Church, Mogeely, Co. Cork
Co. Cork |
Churches & Chapels
At the centre of a graveyard in Mogeely, east Cork, stands a roofless ivy-clad church whose walls tell two different stories depending on which ones you are looking at.
The southern and western walls are measurably older than the northern and eastern ones, and the northern wall was never properly keyed in at either end, meaning it was added rather than integrated. Projecting foundations on the outside hint at something earlier still. The windows in the southern wall retain their widely splayed openings with pointed masonry arches, while a blocked door near the western end of the same wall and a broad gap in the west wall, likely the position of a former doorway with an attic window above, record uses and alterations that were never fully erased.

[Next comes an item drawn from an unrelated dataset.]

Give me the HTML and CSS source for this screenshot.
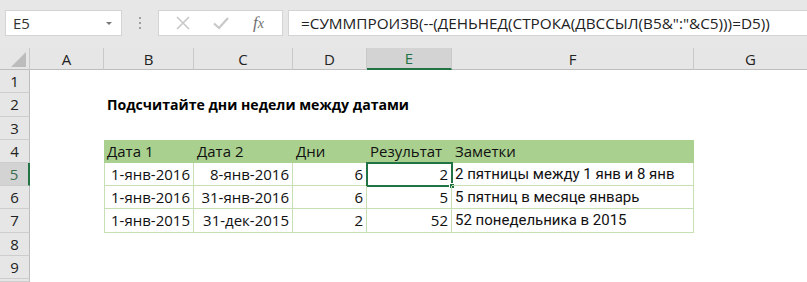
FILE: index.html
```html
<!DOCTYPE html>
<html lang="ru">
<head>
<meta charset="utf-8">
<link rel="stylesheet" href="styles.css">
</head>
<body>
<div class="app">
  <div class="toolbar">
    <div class="namebox"><span>E5</span><span class="dd"></span></div>
    <div class="grip"><i></i><i></i><i></i></div>
    <div class="fnbox">
      <svg class="ico" width="16" height="16" viewBox="0 0 16 16"><path d="M2 2 L14 14 M14 2 L2 14" stroke="#c8c8c8" stroke-width="1.6" fill="none"/></svg>
      <svg class="ico" width="18" height="16" viewBox="0 0 18 16"><path d="M2 8.5 L7 13 L16 3" stroke="#c8c8c8" stroke-width="2.2" fill="none"/></svg>
      <span class="fx"><i>f</i><i class="x">x</i></span>
    </div>
    <div class="formula">=СУММПРОИЗВ(--(ДЕНЬНЕД(СТРОКА(ДВССЫЛ(B5&amp;":"&amp;C5)))=D5))</div>
  </div>
  <div class="sheet">
    <div class="row colhead">
      <div class="corner"><span class="tri"></span></div>
      <div class="ch">A</div><div class="ch">B</div><div class="ch">C</div><div class="ch">D</div><div class="ch sel">E</div><div class="ch">F</div><div class="ch last">G</div>
    </div>
    <div class="row h23"><div class="rh">1</div></div>
    <div class="row h24"><div class="rh">2</div><div></div><div class="title">Подсчитайте дни недели между датами</div></div>
    <div class="row h23"><div class="rh">3</div></div>
    <div class="row h23"><div class="rh">4</div><div></div>
      <div class="th">Дата 1</div><div class="th">Дата 2</div><div class="th">Дни</div><div class="th">Результат</div><div class="th">Заметки</div>
    </div>
    <div class="row h23"><div class="rh rsel">5</div><div></div>
      <div class="td first num">1-янв-2016</div><div class="td num">8-янв-2016</div><div class="td num">6</div><div class="td num active">2<span class="handle"></span></div><div class="td note">2 пятницы между 1 янв и 8 янв</div>
    </div>
    <div class="row h23"><div class="rh">6</div><div></div>
      <div class="td first num">1-янв-2016</div><div class="td num">31-янв-2016</div><div class="td num">6</div><div class="td num">5</div><div class="td note">5 пятниц в месяце январь</div>
    </div>
    <div class="row h24"><div class="rh">7</div><div></div>
      <div class="td first num">1-янв-2015</div><div class="td num">31-дек-2015</div><div class="td num">2</div><div class="td num">52</div><div class="td note">52 понедельника в 2015</div>
    </div>
    <div class="row h23"><div class="rh">8</div></div>
    <div class="row h23"><div class="rh">9</div></div>
    <div class="row h3"><div class="rh"></div></div>
  </div>
</div>
</body>
</html>
```
FILE: styles.css
```css
* { box-sizing: border-box; }
html, body { margin: 0; padding: 0; background: #fff; }
body { width: 807px; height: 282px; overflow: hidden; font-family: "Open Sans", "Noto Sans", sans-serif; color: #1f1f1f; }

.toolbar { height: 48px; background: #e7e7e7; display: flex; align-items: flex-start; padding: 10px 0 0 5px; }
.namebox { width: 117px; height: 26px; background: #fff; border: 1px solid #d4d4d4; display: flex; align-items: center; justify-content: space-between; padding: 0 9px 0 7px; font-size: 15px; color: #333; }
.dd { width: 0; height: 0; border-left: 3px solid transparent; border-right: 3px solid transparent; border-top: 3px solid #777; }
.grip { width: 36px; height: 26px; display: flex; flex-direction: column; align-items: center; justify-content: center; gap: 3px; }
.grip i { width: 2px; height: 2px; background: #a0a0a0; display: block; }
.fnbox { width: 125px; height: 26px; background: #fff; border: 1px solid #d4d4d4; display: flex; align-items: center; padding-left: 16px; gap: 21px; }
.fx { font-family: "Liberation Serif", serif; font-size: 17px; color: #707070; font-style: italic; margin-left: 2px; }
.fx .x { font-size: 14px; }
.formula { margin-left: 5px; flex: 1; height: 26px; background: #fff; border: 1px solid #d4d4d4; border-right: 0; padding-left: 12px; font-size: 15.3px; line-height: 24px; color: #222; white-space: nowrap; }

.sheet { height: 234px; overflow: hidden; }
.row { display: grid; grid-template-columns: 30px 74px 90px 99px 74px 85px 242px 113px; }
.h23 { height: 23px; }
.h24 { height: 24px; }
.h3 { height: 3px; }
.colhead { height: 22px; background: #e6e6e6; border-bottom: 1px solid #bdbdbd; }
.corner { position: relative; border-right: 1px solid #c9c9c9; }
.tri { position: absolute; right: 3px; bottom: 3px; width: 0; height: 0; border-left: 15px solid transparent; border-bottom: 15px solid #bcbcbc; }
.ch { border-right: 1px solid #c9c9c9; text-align: center; font-size: 15px; line-height: 22px; color: #222; }
.ch.last { border-right: 0; }
.ch.sel { background: #d3d3d3; color: #217346; border-bottom: 2px solid #217346; height: 22px; line-height: 21px; }
.rh { background: #e6e6e6; border-right: 1px solid #bdbdbd; border-bottom: 1px solid #cdcdcd; text-align: center; font-size: 15px; line-height: 22px; color: #222; }
.rh.rsel { background: #d3d3d3; color: #3b6e50; border-right: 2px solid #217346; }

.title { grid-column: 3 / span 4; font-weight: bold; font-size: 14.1px; line-height: 24px; white-space: nowrap; color: #000; padding-left: 3px; }
.th { background: #a9d08e; font-size: 15px; line-height: 23px; padding-left: 3px; color: #111; white-space: nowrap; }
.td { border-right: 1px solid #c6e0b4; border-bottom: 1px solid #c6e0b4; font-size: 15px; line-height: 22px; padding: 0 3px; white-space: nowrap; color: #111; position: relative; }
.td.note { font-family: Roboto, "Open Sans", sans-serif; font-size: 15px; }
.td.first { border-left: 1px solid #c6e0b4; }
.td.num { text-align: right; }
.active { outline: 2px solid #217346; outline-offset: -1px; }
.handle { position: absolute; right: -4px; bottom: -4px; width: 6px; height: 6px; background: #217346; border: 1px solid #fff; }
```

The church served as the parish church of Mogeely and was recorded as being in repair in 1615, 1694, and 1774, which suggests a long and moderately well-maintained life before it was eventually superseded. A new Church of Ireland building was raised at Curraglass in 1778, and the Mogeely church fell out of use; even that replacement has since reduced to foundations in an overgrown churchyard. The most arresting element of the surviving ruins is the roughly square annexe attached to the eastern end of the northern wall. Probably a vestry originally, it was later converted into a private burial enclosure for the Croker family and is entered through an iron gate in its western wall. Inside, two limestone plaques are mounted on the northern wall. The upper one bears a skull and crossbones beneath the words "Memento Mori"; directly below it is a Latin inscription commemorating the Coppinger family. To the west of these sits a rectangular stone with an armorial plaque and an inscription to Walter Croker, dated 1700. The layering of families, memorials, and architectural phases within a single small annexe gives the whole structure an unusually compressed sense of elapsed time.